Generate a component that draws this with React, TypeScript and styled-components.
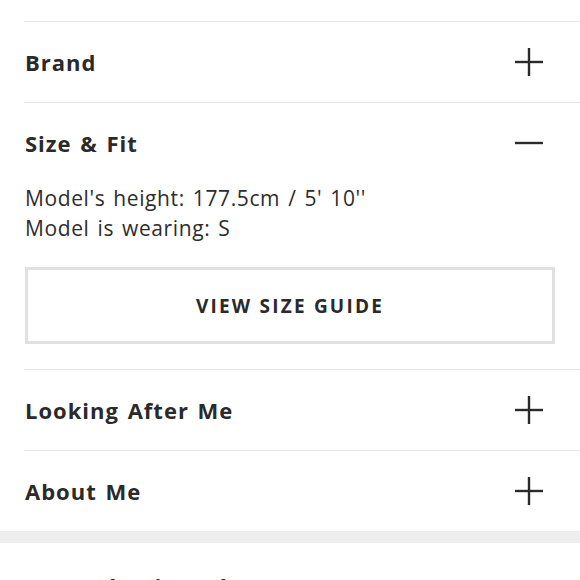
import React from 'react';
import styled, { createGlobalStyle } from 'styled-components';

const GlobalStyle = createGlobalStyle`
  body {
    margin: 0;
    background: #fff;
    font-family: 'Open Sans', 'Liberation Sans', sans-serif;
    color: #2d2d2d;
  }
`;

const Page = styled.div`
  width: 580px;
  height: 580px;
  overflow: hidden;
  padding-top: 21px;
  box-sizing: border-box;
`;

const Accordion = styled.div`
  margin-left: 24px;
`;

const Item = styled.section`
  border-top: 1px solid #e6e6e6;
`;

const Header = styled.div`
  height: 80px;
  display: flex;
  align-items: center;
  justify-content: space-between;
  padding-left: 1px;
  padding-right: 37px;
`;

const Title = styled.h3`
  margin: 0;
  font-size: 22px;
  font-weight: 700;
  letter-spacing: 1px;
  word-spacing: 2px;
  color: #2a2a2a;
`;

const Body = styled.div`
  padding: 0 25px 25px 1px;
`;

const Info = styled.p`
  margin: 0;
  font-size: 21px;
  line-height: 30px;
  font-weight: 400;
  letter-spacing: 0.6px;
  word-spacing: 2px;
  color: #2d2d2d;
`;

const GuideButton = styled.button`
  display: block;
  width: 100%;
  height: 77px;
  margin-top: 24px;
  background: #fff;
  border: 3px solid #e0e0e0;
  font-family: inherit;
  font-size: 19px;
  font-weight: 700;
  letter-spacing: 2.2px;
  color: #2a2a2a;
  cursor: pointer;
`;

const Band = styled.div`
  height: 12px;
  background: #eeeeee;
`;

const Recent = styled.h2`
  margin: 29px 0 0 24px;
  font-size: 23px;
  font-weight: 700;
  letter-spacing: 1px;
  word-spacing: 2px;
  color: #2a2a2a;
`;

const Toggle = ({ open }: { open: boolean }) => (
  <svg width="28" height="28" viewBox="0 0 28 28" fill="none" stroke="#2a2a2a" strokeWidth="2.4">
    <path d="M0 14h28" />
    {!open && <path d="M14 0v28" />}
  </svg>
);

const sections = [
  { title: 'Brand', open: false },
  { title: 'Size & Fit', open: true },
  { title: 'Looking After Me', open: false },
  { title: 'About Me', open: false },
];

const App = () => (
  <>
    <GlobalStyle />
    <Page>
      <Accordion>
        {sections.map((s) => (
          <Item key={s.title}>
            <Header>
              <Title>{s.title}</Title>
              <Toggle open={s.open} />
            </Header>
            {s.open && (
              <Body>
                <Info>Model's height: 177.5cm / 5' 10''</Info>
                <Info>Model is wearing: S</Info>
                <GuideButton>VIEW SIZE GUIDE</GuideButton>
              </Body>
            )}
          </Item>
        ))}
      </Accordion>
      <Band />
      <Recent>Recently viewed</Recent>
    </Page>
  </>
);

export default App;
::::::
Set down the material exactly, every line of it, except for the pictures.

Generate a component that draws this with React, TypeScript and styled-components.
import React from 'react';
import styled, { createGlobalStyle } from 'styled-components';

const GlobalStyle = createGlobalStyle`
  body {
    margin: 0;
    background: #fff;
    font-family: 'Open Sans', 'Liberation Sans', sans-serif;
    color: #2d2d2d;
  }
`;

const Page = styled.div`
  width: 580px;
  height: 580px;
  overflow: hidden;
  padding-top: 21px;
  box-sizing: border-box;
`;

const Accordion = styled.div`
  margin-left: 24px;
`;

const Item = styled.section`
  border-top: 1px solid #e6e6e6;
`;

const Header = styled.div`
  height: 80px;
  display: flex;
  align-items: center;
  justify-content: space-between;
  padding-left: 1px;
  padding-right: 37px;
`;

const Title = styled.h3`
  margin: 0;
  font-size: 22px;
  font-weight: 700;
  letter-spacing: 1px;
  word-spacing: 2px;
  color: #2a2a2a;
`;

const Body = styled.div`
  padding: 0 25px 25px 1px;
`;

const Info = styled.p`
  margin: 0;
  font-size: 21px;
  line-height: 30px;
  font-weight: 400;
  letter-spacing: 0.6px;
  word-spacing: 2px;
  color: #2d2d2d;
`;

const GuideButton = styled.button`
  display: block;
  width: 100%;
  height: 77px;
  margin-top: 24px;
  background: #fff;
  border: 3px solid #e0e0e0;
  font-family: inherit;
  font-size: 19px;
  font-weight: 700;
  letter-spacing: 2.2px;
  color: #2a2a2a;
  cursor: pointer;
`;

const Band = styled.div`
  height: 12px;
  background: #eeeeee;
`;

const Recent = styled.h2`
  margin: 29px 0 0 24px;
  font-size: 23px;
  font-weight: 700;
  letter-spacing: 1px;
  word-spacing: 2px;
  color: #2a2a2a;
`;

const Toggle = ({ open }: { open: boolean }) => (
  <svg width="28" height="28" viewBox="0 0 28 28" fill="none" stroke="#2a2a2a" strokeWidth="2.4">
    <path d="M0 14h28" />
    {!open && <path d="M14 0v28" />}
  </svg>
);

const sections = [
  { title: 'Brand', open: false },
  { title: 'Size & Fit', open: true },
  { title: 'Looking After Me', open: false },
  { title: 'About Me', open: false },
];

const App = () => (
  <>
    <GlobalStyle />
    <Page>
      <Accordion>
        {sections.map((s) => (
          <Item key={s.title}>
            <Header>
              <Title>{s.title}</Title>
              <Toggle open={s.open} />
            </Header>
            {s.open && (
              <Body>
                <Info>Model's height: 177.5cm / 5' 10''</Info>
                <Info>Model is wearing: S</Info>
                <GuideButton>VIEW SIZE GUIDE</GuideButton>
              </Body>
            )}
          </Item>
        ))}
      </Accordion>
      <Band />
      <Recent>Recently viewed</Recent>
    </Page>
  </>
);

export default App;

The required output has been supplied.